К утру все-таки отпустили, но я пребывала в полной уверенности, что гулять мне недолго – все равно арестуют как соучастницу убийства.
Не заезжая домой, ринулась в больницу. Узнала, что Андрей в реанимации. Там, возле стеклянных дверей, тусовались двое ментов, на которых косо поглядывали врачи.
– Я к Андрею Амелину! – заявила я.
– К нему нельзя!
– Пропустите!
Один из ментов, видимо еще не совсем потерявший человеческий облик на своей сволочной работе, попытался успокоить меня.
– Девушка, в реанимацию вообще нельзя, ни к кому, и мы тут ни при чем. Вот пойдемте к дежурной по этажу.
Дежурная медсестра объяснила, что Андрею сделали операцию и что вроде бы все нормально.
– Приходите завтра, после обеда. Возможно, вас пустят. По крайней мере все выясните.
– А что ему можно?
– Бульончик, овощи, котлетки на пару. Да вы идите домой, всю ночь, видно, не спали.
Завтра снова не пустили, хотя передачу приняли. Я встала на колени у дверей реанимации и заплакала. Дежурная начала меня утешать: завтра Андрея наверняка переведут в обычную палату и тогда уж точно пустят. И завтра повторилось то же самое.
В обычную палату Государя перевели только на третий день. Но у дверей меня остановил все тот же молодой мент.

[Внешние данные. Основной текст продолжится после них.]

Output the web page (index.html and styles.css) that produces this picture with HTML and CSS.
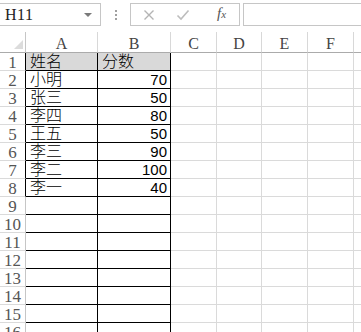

– Мы не можем вас пустить. Запрещено!
Я тупо смотрела на него.
– Вы же обещали!
Пожал плечами.
– Запрещено.
Взгляд упирается в дверь. Всего лишь дверь палаты отделяет от моего Господина. Рванулась к ней. Мент было попытался удержать меня, но я покачала головой:
– Нет-нет! Пустите! Я не зайду к нему.
Поцеловала белое крашеное дерево, коснулась его лбом и опустилась на колени. Прошептала:
– Прости! Прости! Прости!
Обернулась к менту. Встретила его ошарашенный взгляд. Но в тот миг меня меньше всего волновали его чувства.
– Пожалуйста, вы не могли бы ему передать, чтобы он меня простил?
Наверное, вид коленопреклоненной хорошо одетой женщины затронул какие-то тайные струны его души. Может быть, ему тоже хотелось, чтобы его возлюбленная вот так стояла перед ним на коленях. Попытался возразить, но сам не закончил фразы, плюнул и вошел в палату.